In America, we're blessed with a wonderful selection of food to fuel our bodies. Crops are plentiful, and what doesn't grow here arrives via ship or air, creating food lifestyle choices not possible a generation ago.
So, you are either a vegan or vegetarian – or considering these options – let’s take a look at how that lifestyle can affect your teeth.
You might be surprised to learn what seems like the best possible choice for the earth, your animal friends, and yourself, comes with a few caveats with regard to your oral health.
Can a Mindful Diet Be Bad for Your Teeth?
What could be better than eating a diet rich in fruits and vegetables? After all, every doctor seems to suggest we include more leafy greens and antioxidant-rich fruits into our diets.
As with everything, it depends on who you ask. Since we’re in the dental profession, and concerned about your teeth, that's the perspective we're going to examine.
There are three main concerns when a diet lacks meat and dairy: snacking, acid, and a lack of re-mineralizing food products. Let's take a look.
Some folks eat three square meals a day, while others prefer five to six to spread calories out more evenly.
Vegans and vegetarians, however usually find themselves snacking constantly to meet their body's need for energy.
And constant snacking is not good at all for your teeth.
The pH level in your oral cavity drops the moment food goes into your mouth. This creates a more acidic environment that wears down tooth enamel and provides a breeding ground for the bacteria that cause tooth decay.

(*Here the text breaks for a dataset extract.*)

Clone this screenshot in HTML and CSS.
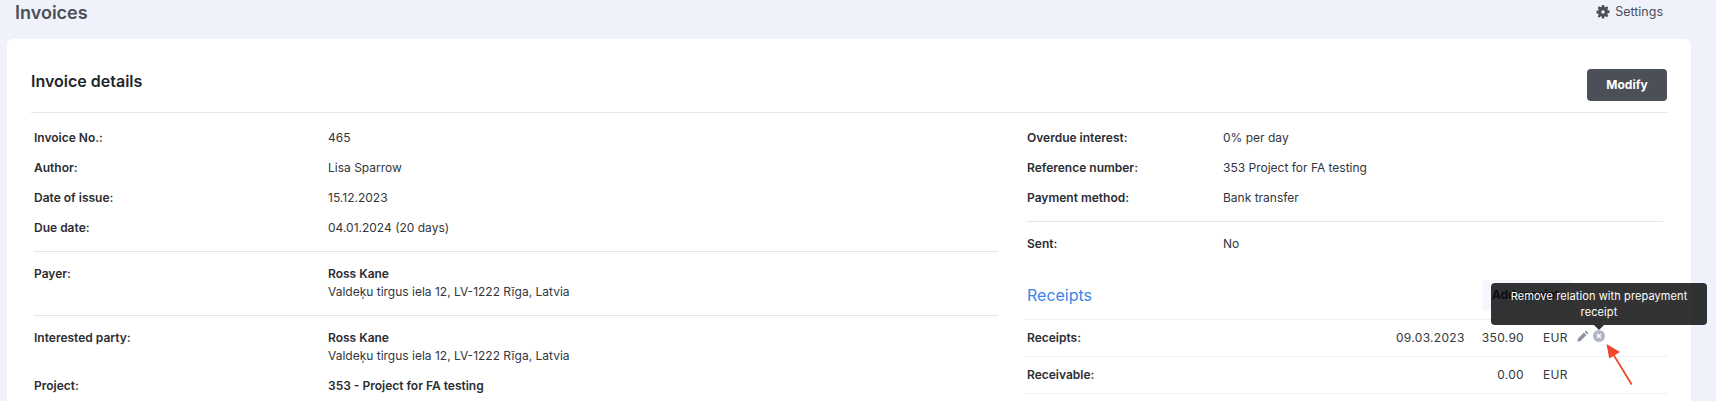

For those of us who eat 3-6 meals a day, this setback is temporary, and only lasts for about a half hour beyond a meal.
For snackers, though, this acidic environment continues until all snacking ceases.
What further complicates this approach to eating is the type of food vegetarians and vegans (particularly raw vegans), are prone to snack on: carbohydrate-rich acidic fruit, or dry sticky fruits.
This double-whammy of a constantly acidic mouth from snacking doused with even more acid from fruit is a recipe for weak enamel and cavities.
To counter this effect, snack less, avoid sticky fruits, choose more firm, less-acidic fruits, chew gum with Xylitol, and keep a bottle of water nearby to continually rinse your mouth.
Also, don't rush to brush your teeth until a half hour after snacking. Doing so while the enamel is temporarily softened due to its acidic environment, can only make things worse.
You may also want to seek out more filling carbohydrate choices such as whole grains. Nuts, which can protect your teeth, can also be a good choice, and provide healthy fats your body needs.
A Lack of Re-mineralizing Foods
And that brings us to the final big hurdle for our vegan and vegetarian friends out there: the general absence of remineralizing foods.
Research suggests that meat, dairy, and seafood help teeth in two ways. They may counteract acidity in the mouth, and aid in the remineralization of teeth that have been demineralized in an acidic environment.
Meat-free dieters lack these beneficial side-effects of a more omnivorous meal plan.
That said, nuts, green leafy vegetables (without too much focus on spinach, which isn't good for your teeth), and sea vegetables can help with remineralization.
You may also wish to consider supplements that provide you with the proper balance of vitamins and minerals lacking in your diet. Doing so also ensures the proper absorption of all those great nutrients you are getting from your diet.
Consumption without absorption can defeat the goal of a healthy diet.
Maintaining healthy teeth is an important part of healthy living. That's why it is critical to understand how changes made to our diets affect our teeth.
Speak with your dentist and physician about your lifestyle choices and how to ensure a long and happy life –especially one that includes keeping all of your teeth!